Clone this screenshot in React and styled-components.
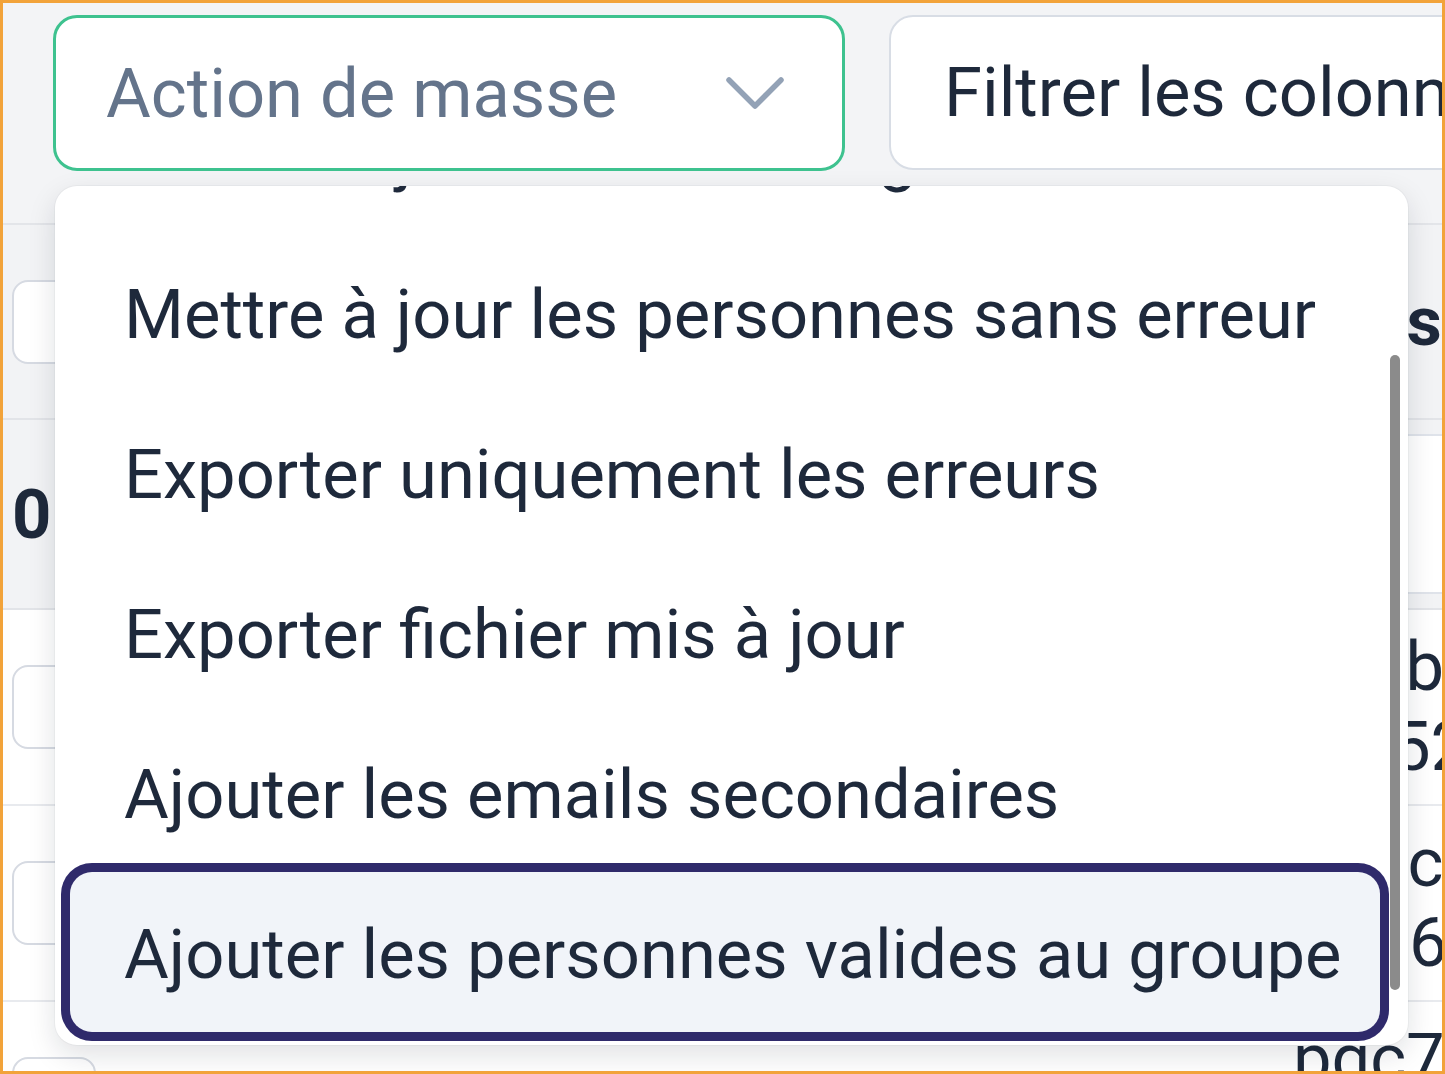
import React, { useLayoutEffect, useRef } from 'react';
import styled, { createGlobalStyle } from 'styled-components';

const GlobalStyle = createGlobalStyle`
  html, body {
    margin: 0;
    padding: 0;
  }
  body {
    font-family: Roboto, "Liberation Sans", sans-serif;
    background: #ffffff;
  }
`;

const Frame = styled.div`
  position: relative;
  width: 1445px;
  height: 1074px;
  box-sizing: border-box;
  border: 3px solid #f2a33a;
  background: #f3f4f6;
  overflow: hidden;
`;

const Toolbar = styled.div`
  display: flex;
  align-items: flex-start;
  gap: 44px;
  height: 222px;
  box-sizing: border-box;
  padding: 12px 0 0 50px;
  border-bottom: 2px solid #e3e5e9;
`;

const SelectBox = styled.div`
  flex: 0 0 auto;
  width: 792px;
  height: 156px;
  box-sizing: border-box;
  display: flex;
  align-items: center;
  justify-content: space-between;
  padding: 0 56px 0 50px;
  background: #ffffff;
  border: 3px solid #3ec28f;
  border-radius: 24px;
  font-size: 68.7px;
  color: #64748b;
  white-space: nowrap;
`;

const FilterBox = styled.div`
  flex: 0 0 auto;
  width: 700px;
  height: 155px;
  box-sizing: border-box;
  display: flex;
  align-items: center;
  padding-left: 53px;
  background: #ffffff;
  border: 2px solid #d8dde5;
  border-radius: 24px;
  font-size: 68.7px;
  color: #1e293b;
  white-space: nowrap;
  overflow: hidden;
`;

const Table = styled.div`
  display: grid;
  grid-template-columns: 110px 1162px 400px;
  grid-template-rows: 195px 190px;
  grid-auto-rows: 196px;
`;

const Cell = styled.div`
  display: flex;
  align-items: center;
  box-sizing: border-box;
  background: ${(p) => (p.$head ? '#f2f3f5' : '#ffffff')};
  border-bottom: 2px solid ${(p) => (p.$head ? '#e2e4e8' : '#e8eaee')};
  padding-left: ${(p) => p.$pad || 0}px;
  font-size: 68.7px;
  color: #1e293b;
  white-space: pre;
  overflow: hidden;
`;

const Checkbox = styled.span`
  display: block;
  width: 84px;
  height: 84px;
  box-sizing: border-box;
  background: #ffffff;
  border: 2px solid #d6dae2;
  border-radius: 16px;
`;

const BoldText = styled.span`
  font-weight: 700;
  color: #1e293b;
`;

const FilterInput = styled.span`
  display: block;
  width: 100%;
  height: 156px;
  background: #ffffff;
  border-top: 2px solid #dfe3ea;
  border-bottom: 2px solid #dfe3ea;
`;

const IdText = styled.span`
  line-height: 80px;
`;

const Menu = styled.div`
  position: absolute;
  left: 52px;
  top: 183px;
  width: 1353px;
  height: 859px;
  background: #ffffff;
  border-radius: 22px;
  box-shadow: 0 10px 28px rgba(15, 23, 42, 0.13), 0 0 0 1px rgba(15, 23, 42, 0.03);
  overflow: hidden;
`;

const MenuScroll = styled.div`
  height: 100%;
  overflow-y: auto;
  scrollbar-width: none;
  &::-webkit-scrollbar {
    display: none;
  }
`;

const MenuList = styled.div`
  display: flex;
  flex-direction: column;
  padding: 13px 28px 13px 15px;
`;

const MenuItem = styled.div`
  flex: 0 0 auto;
  height: 160px;
  box-sizing: border-box;
  display: flex;
  align-items: center;
  padding: 5px 0 0 54px;
  border-radius: 22px;
  font-size: 68.7px;
  color: #1e293b;
  white-space: nowrap;
  background: ${(p) => (p.$active ? '#f1f4f9' : 'transparent')};
  box-shadow: ${(p) => (p.$active ? '0 0 0 9px #2f2a6b' : 'none')};
`;

const Thumb = styled.div`
  position: absolute;
  top: 169px;
  right: 8px;
  width: 10px;
  height: 635px;
  border-radius: 5px;
  background: #8b8b8b;
`;

const Chevron = () => (
  <svg width="62" height="36" viewBox="0 0 62 36" fill="none">
    <path d="M5 5 L31 31 L57 5" stroke="#93a2b6" strokeWidth="5.5" strokeLinecap="round" strokeLinejoin="round" />
  </svg>
);

const actions = [
  'Mettre à jour toutes les lignes',
  'Mettre à jour les personnes sans erreur',
  'Exporter uniquement les erreurs',
  'Exporter fichier mis à jour',
  'Ajouter les emails secondaires',
  'Ajouter les personnes valides au groupe',
];

const rows = ['a7eb3f\nf0e52c1', '9a4co0d\nb1d6e8', 'pgc7e1\n3a90bd'];

const App = () => {
  const scrollRef = useRef(null);

  useLayoutEffect(() => {
    if (scrollRef.current) {
      scrollRef.current.scrollTop = scrollRef.current.scrollHeight;
    }
  }, []);

  return (
    <>
      <GlobalStyle />
      <Frame>
        <Toolbar>
          <SelectBox>
            <span>Action de masse</span>
            <Chevron />
          </SelectBox>
          <FilterBox>Filtrer les colonnes</FilterBox>
        </Toolbar>

        <Table>
          <Cell $head $pad={9}>
            <Checkbox />
          </Cell>
          <Cell $head />
          <Cell $head $pad={18}>
            <BoldText>Tags</BoldText>
          </Cell>

          <Cell $head $pad={9}>
            <BoldText>0</BoldText>
          </Cell>
          <Cell $head />
          <Cell $head>
            <FilterInput />
          </Cell>

          {rows.map((text, i) => (
            <React.Fragment key={i}>
              <Cell $pad={9}>
                <Checkbox />
              </Cell>
              <Cell />
              <Cell $pad={18}>
                <IdText>{text}</IdText>
              </Cell>
            </React.Fragment>
          ))}
        </Table>

        <Menu>
          <MenuScroll ref={scrollRef}>
            <MenuList>
              {actions.map((label, i) => (
                <MenuItem key={label} $active={i === actions.length - 1}>
                  {label}
                </MenuItem>
              ))}
            </MenuList>
          </MenuScroll>
          <Thumb />
        </Menu>
      </Frame>
    </>
  );
};

export default App;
★ ★ ★
- What the task asks
Retype everything in the material word for word, minus pictures.

- Answer to this exercise
Clone this screenshot in React and styled-components.
import React, { useLayoutEffect, useRef } from 'react';
import styled, { createGlobalStyle } from 'styled-components';

const GlobalStyle = createGlobalStyle`
  html, body {
    margin: 0;
    padding: 0;
  }
  body {
    font-family: Roboto, "Liberation Sans", sans-serif;
    background: #ffffff;
  }
`;

const Frame = styled.div`
  position: relative;
  width: 1445px;
  height: 1074px;
  box-sizing: border-box;
  border: 3px solid #f2a33a;
  background: #f3f4f6;
  overflow: hidden;
`;

const Toolbar = styled.div`
  display: flex;
  align-items: flex-start;
  gap: 44px;
  height: 222px;
  box-sizing: border-box;
  padding: 12px 0 0 50px;
  border-bottom: 2px solid #e3e5e9;
`;

const SelectBox = styled.div`
  flex: 0 0 auto;
  width: 792px;
  height: 156px;
  box-sizing: border-box;
  display: flex;
  align-items: center;
  justify-content: space-between;
  padding: 0 56px 0 50px;
  background: #ffffff;
  border: 3px solid #3ec28f;
  border-radius: 24px;
  font-size: 68.7px;
  color: #64748b;
  white-space: nowrap;
`;

const FilterBox = styled.div`
  flex: 0 0 auto;
  width: 700px;
  height: 155px;
  box-sizing: border-box;
  display: flex;
  align-items: center;
  padding-left: 53px;
  background: #ffffff;
  border: 2px solid #d8dde5;
  border-radius: 24px;
  font-size: 68.7px;
  color: #1e293b;
  white-space: nowrap;
  overflow: hidden;
`;

const Table = styled.div`
  display: grid;
  grid-template-columns: 110px 1162px 400px;
  grid-template-rows: 195px 190px;
  grid-auto-rows: 196px;
`;

const Cell = styled.div`
  display: flex;
  align-items: center;
  box-sizing: border-box;
  background: ${(p) => (p.$head ? '#f2f3f5' : '#ffffff')};
  border-bottom: 2px solid ${(p) => (p.$head ? '#e2e4e8' : '#e8eaee')};
  padding-left: ${(p) => p.$pad || 0}px;
  font-size: 68.7px;
  color: #1e293b;
  white-space: pre;
  overflow: hidden;
`;

const Checkbox = styled.span`
  display: block;
  width: 84px;
  height: 84px;
  box-sizing: border-box;
  background: #ffffff;
  border: 2px solid #d6dae2;
  border-radius: 16px;
`;

const BoldText = styled.span`
  font-weight: 700;
  color: #1e293b;
`;

const FilterInput = styled.span`
  display: block;
  width: 100%;
  height: 156px;
  background: #ffffff;
  border-top: 2px solid #dfe3ea;
  border-bottom: 2px solid #dfe3ea;
`;

const IdText = styled.span`
  line-height: 80px;
`;

const Menu = styled.div`
  position: absolute;
  left: 52px;
  top: 183px;
  width: 1353px;
  height: 859px;
  background: #ffffff;
  border-radius: 22px;
  box-shadow: 0 10px 28px rgba(15, 23, 42, 0.13), 0 0 0 1px rgba(15, 23, 42, 0.03);
  overflow: hidden;
`;

const MenuScroll = styled.div`
  height: 100%;
  overflow-y: auto;
  scrollbar-width: none;
  &::-webkit-scrollbar {
    display: none;
  }
`;

const MenuList = styled.div`
  display: flex;
  flex-direction: column;
  padding: 13px 28px 13px 15px;
`;

const MenuItem = styled.div`
  flex: 0 0 auto;
  height: 160px;
  box-sizing: border-box;
  display: flex;
  align-items: center;
  padding: 5px 0 0 54px;
  border-radius: 22px;
  font-size: 68.7px;
  color: #1e293b;
  white-space: nowrap;
  background: ${(p) => (p.$active ? '#f1f4f9' : 'transparent')};
  box-shadow: ${(p) => (p.$active ? '0 0 0 9px #2f2a6b' : 'none')};
`;

const Thumb = styled.div`
  position: absolute;
  top: 169px;
  right: 8px;
  width: 10px;
  height: 635px;
  border-radius: 5px;
  background: #8b8b8b;
`;

const Chevron = () => (
  <svg width="62" height="36" viewBox="0 0 62 36" fill="none">
    <path d="M5 5 L31 31 L57 5" stroke="#93a2b6" strokeWidth="5.5" strokeLinecap="round" strokeLinejoin="round" />
  </svg>
);

const actions = [
  'Mettre à jour toutes les lignes',
  'Mettre à jour les personnes sans erreur',
  'Exporter uniquement les erreurs',
  'Exporter fichier mis à jour',
  'Ajouter les emails secondaires',
  'Ajouter les personnes valides au groupe',
];

const rows = ['a7eb3f\nf0e52c1', '9a4co0d\nb1d6e8', 'pgc7e1\n3a90bd'];

const App = () => {
  const scrollRef = useRef(null);

  useLayoutEffect(() => {
    if (scrollRef.current) {
      scrollRef.current.scrollTop = scrollRef.current.scrollHeight;
    }
  }, []);

  return (
    <>
      <GlobalStyle />
      <Frame>
        <Toolbar>
          <SelectBox>
            <span>Action de masse</span>
            <Chevron />
          </SelectBox>
          <FilterBox>Filtrer les colonnes</FilterBox>
        </Toolbar>

        <Table>
          <Cell $head $pad={9}>
            <Checkbox />
          </Cell>
          <Cell $head />
          <Cell $head $pad={18}>
            <BoldText>Tags</BoldText>
          </Cell>

          <Cell $head $pad={9}>
            <BoldText>0</BoldText>
          </Cell>
          <Cell $head />
          <Cell $head>
            <FilterInput />
          </Cell>

          {rows.map((text, i) => (
            <React.Fragment key={i}>
              <Cell $pad={9}>
                <Checkbox />
              </Cell>
              <Cell />
              <Cell $pad={18}>
                <IdText>{text}</IdText>
              </Cell>
            </React.Fragment>
          ))}
        </Table>

        <Menu>
          <MenuScroll ref={scrollRef}>
            <MenuList>
              {actions.map((label, i) => (
                <MenuItem key={label} $active={i === actions.length - 1}>
                  {label}
                </MenuItem>
              ))}
            </MenuList>
          </MenuScroll>
          <Thumb />
        </Menu>
      </Frame>
    </>
  );
};

export default App;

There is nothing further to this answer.